Peter Green, in reply to
The graph in that second link was made with my script here. Brad disagrees with some of the assumptions used (e.g. fixed "house effect" and constant smoothing parameter), so I don't want to tar him with any of my simplifications.

BenWilson, in reply to
Email Twitter
Hopefully it means there is a 92% chance that the statement "Obama gets 270 or more Electoral College votes" is true. What's missing of course is reporting of confidence intervals and such.
So 92% isn't the confidence interval itself, relating to the statement "Obama gets 270 or more Electoral College votes", calculated from a probability density function of how many votes he will get (however they came by that p.d.f)?

David Hood, in reply to
Email
So 92% isn’t the confidence interval itself, relating to the statement “Obama gets 270 or more Electoral College votes”,
You are kind of sorta correct that it is not the case that 92% is the confidence interval. Let's try this summary of Step 7 of Nate's methodology:
From the polls (plus some inhouse adjustments known only to Nate), each state race has an expect result, and some uncertainty.
Random numbers are generated of potential electoral vote on the basis of that uncertainty, and many, many, many mock elections are held (there is a bit more to this on the way the state results connect together in various ways so each states uncertainity is not independent of the other states).
Looking at every single result of the mock elections 92% of the time Obama got 270 or more of the electoral college votes, with the average number of electoral college votes across all potential electoral results 313, but the single most likely result 330 (the mode, and with Florida likely to go Democrat Nate Silver seems to have been 1 of 2 analysts I have seen who had that as the most likely outcome number).
And here is where I am pushing the boundaries of my knowledge: to some extent, the traditional idea of uncertainty and confidence don't quite apply, because the random potential outcomes are being drawn from the uncertainty, which is why Nate's major warning were systematic bias in the polls (which would be the data flowing into the final step did not correctly model the real world). Other peoples concerns were that Nate's private adjustments at earlier stages might have been biasing the outcomes.

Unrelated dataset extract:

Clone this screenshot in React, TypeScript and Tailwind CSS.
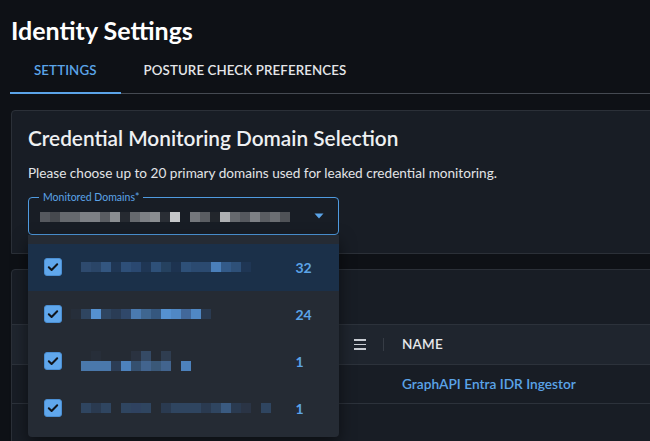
import React from 'react'

type Cell = string | null

const selectedBlocks: Cell[] = ['#55585e', '#46494e', '#66696e', '#66696e', '#7d8085', '#7d8085', '#5a5d62', '#8a8d91', '#262a31', '#66696e', '#7d8085', '#8a8d91', '#2a2e35', '#c5c7ca', null, '#74777c', '#5a5d62', '#22262c', '#aeb0b3', '#66696e', '#55585e', '#7d8085', '#5a5d62', '#6b6e73', '#4f5257']

const options: { rows: Cell[][]; offset: number; count: string; active?: boolean }[] = [
  {
    rows: [['#2e4a6e', '#2a4567', '#335680', '#1f3654', '#2e4f78', '#2a4870', '#1f3654', '#2e5078', '#25415f', '#1d3350', '#2e5078', '#2b4a70', '#2b4a70', '#4a7fba', '#335a88', '#2e5078', '#1f3654']],
    offset: 0,
    count: '32',
    active: true,
  },
  {
    rows: [['#262e3a', '#2f4560', '#5591d0', '#2f4560', '#2a3c55', '#30486a', '#4a7ab0', '#3f6690', '#35577e', '#5591d0', '#5088c4', '#42689a', '#5088c4', '#2a3a50']],
    offset: -10,
    count: '24',
  },
  {
    rows: [
      [null, '#272e39', null, null, null, '#2a3240', '#354a65', null, '#2f3d50'],
      ['#4a78ab', '#4a78ab', '#4a78ab', '#2c3d55', '#4d82bd', '#35506f', '#42648e', '#3a5878', '#42648e', null, '#4d82bd'],
    ],
    offset: 0,
    count: '1',
  },
  {
    rows: [['#2f4560', '#2a3a50', '#2f4560', null, '#2f4560', '#2f4260', '#2f4560', null, '#2a3a50', '#2f4560', '#2f4560', '#2f4560', '#2a3a50', '#2f4560', '#3a5a80', '#2a3a50', '#2a3445', null, '#2f4560']],
    offset: 0,
    count: '1',
  },
]

const BlockRow = ({ cells }: { cells: Cell[] }) => (
  <div className="flex h-[10px]">
    {cells.map((c, i) => (
      <div key={i} className="w-[10px] h-[10px]" style={{ backgroundColor: c ?? 'transparent' }} />
    ))}
  </div>
)

const Check = () => (
  <div className="w-[18px] h-[18px] rounded-[3px] bg-[#60a7ec] border border-[#4b8fd3] flex items-center justify-center shrink-0">
    <svg width="14" height="14" viewBox="0 0 14 14" fill="none">
      <path d="M2.8 7.2l2.8 2.8 5.6-5.8" stroke="#11151b" strokeWidth="2" strokeLinecap="round" strokeLinejoin="round" />
    </svg>
  </div>
)

export default function App() {
  return (
    <div className="w-[650px] h-[441px] overflow-hidden bg-[#0e1116] text-white" style={{ fontFamily: 'Lato, "Open Sans", sans-serif' }}>
      <div className="w-[720px] pl-[11px] pt-[16px]">
        <h1 className="text-[25px] leading-[29px] font-bold text-white">Identity Settings</h1>

        {/* tabs */}
        <div className="flex border-b border-[#454a52] h-[49px] -ml-px">
          <div className="relative px-6 pt-[3px] flex items-center text-[13.3px] font-semibold text-[#5ba4e8] tracking-[0.1px]">
            SETTINGS
            <div className="absolute left-0 right-0 -bottom-px h-[2px] bg-[#5ba4e8]" />
          </div>
          <div className="px-[23px] pt-[3px] flex items-center text-[13.3px] font-semibold text-[#e4e6e9] tracking-[0.1px]">
            POSTURE CHECK PREFERENCES
          </div>
        </div>

        {/* card 1 */}
        <div className="relative mt-[16px] bg-[#181d25] border border-[#2b3038] rounded-tl-[4px] pl-[16px] pt-[15px] pb-[18px]">
          <h2 className="text-[20.8px] leading-[24px] font-semibold text-[#eef0f2]">Credential Monitoring Domain Selection</h2>
          <p className="mt-[14px] text-[13.6px] leading-[18px] text-[#e2e4e7]">
            Please choose up to 20 primary domains used for leaked credential monitoring.
          </p>

          <div className="relative mt-[15px] w-[311px] h-[38px] border-[1.5px] border-[#4f9be0] rounded-[4px] flex items-center pl-[11px] pr-[14px]">
            <span className="absolute -top-[8px] left-[10px] px-[4px] bg-[#181d25] text-[10.5px] leading-[14px] text-[#5ba4e8]">
              Monitored Domains*
            </span>
            <div className="flex-1 pt-[1px]">
              <BlockRow cells={selectedBlocks} />
            </div>
            <svg width="10" height="6" viewBox="0 0 10 6">
              <path d="M0.5 0.5h9L5 5.5z" fill="#5ba4e8" />
            </svg>

            {/* dropdown menu */}
            <div className="absolute z-10 left-[-1.5px] top-[36.5px] w-[311px] h-[202px] bg-[#252b34] rounded-b-[4px] pt-[9px] shadow-[0_6px_16px_rgba(0,0,0,0.5)]">
              {options.map((o, i) => (
                <div
                  key={i}
                  className={`h-[47px] flex items-center pl-[16px] ${o.active ? 'bg-[#1b3049]' : ''}`}
                >
                  <Check />
                  <div className="w-[234px] pl-[19px] flex flex-col">
                    <div className="flex flex-col" style={{ marginLeft: o.offset }}>
                      {o.rows.map((r, j) => (
                        <BlockRow key={j} cells={r} />
                      ))}
                    </div>
                  </div>
                  <span className="text-[14px] font-bold text-[#5ba4e8]">{o.count}</span>
                </div>
              ))}
            </div>
          </div>
        </div>

        {/* card 2 */}
        <div className="mt-[15px] h-[200px] bg-[#181d25] border border-[#2b3038] rounded-tl-[4px]">
          <div className="h-[54px]" />
          <div className="h-[41px] bg-[#1f252e] border-t border-b border-[#2c323b] flex items-center">
            <div className="w-[342px]" />
            <div className="w-[12px] flex flex-col gap-[3px]">
              <div className="h-[1.5px] bg-[#c9cdd3]" />
              <div className="h-[1.5px] bg-[#c9cdd3]" />
              <div className="h-[1.5px] bg-[#c9cdd3]" />
            </div>
            <div className="ml-[17px] w-px h-[13px] bg-[#363c45]" />
            <span className="ml-[18px] text-[13.5px] font-semibold text-[#e6e8eb] tracking-[0.2px]">NAME</span>
          </div>
          <div className="h-[39px] border-b border-[#2c323b] flex items-center">
            <div className="w-[390px]" />
            <span className="text-[13.7px] font-semibold text-[#5ba4e8]">GraphAPI Entra IDR Ingestor</span>
          </div>
        </div>
      </div>
    </div>
  )
}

As I write this, I've thought of another way of phrasing in in more traditional statistical terminology: Given (from the cumulative analysis of polls) a mean electoral college vote for Obama of 313, and an amount of uncertainty (let's call it the standard deviation) that we haven't been told on the 538 site, then 92% of the time Obama is going to get 270 or more electoral college votes (a critical threshold within the range of uncertainty. So in some respects, the 92% is doind a similar job to expressing a confidence interval, but it is a different thing in the finer level of detail. 
David Hood, in reply to
Email
But people only have so much time and energy to absorb information. With so much media content focusing on poll results, it surely must be less likely that the electorate is well informed about policy
I saw an echo of this concern in a BBC article on poll analysts I was reading. Writing of Sam Wang, a molecular biologist who runs one of the poll aggregation analysis sites:
Wang originally started his site in the hopes of calming some of the polling mania by providing a clear look at what the polls really said. The time spent trying to read the tea leaves, he hoped, would be better spent discussing the issues.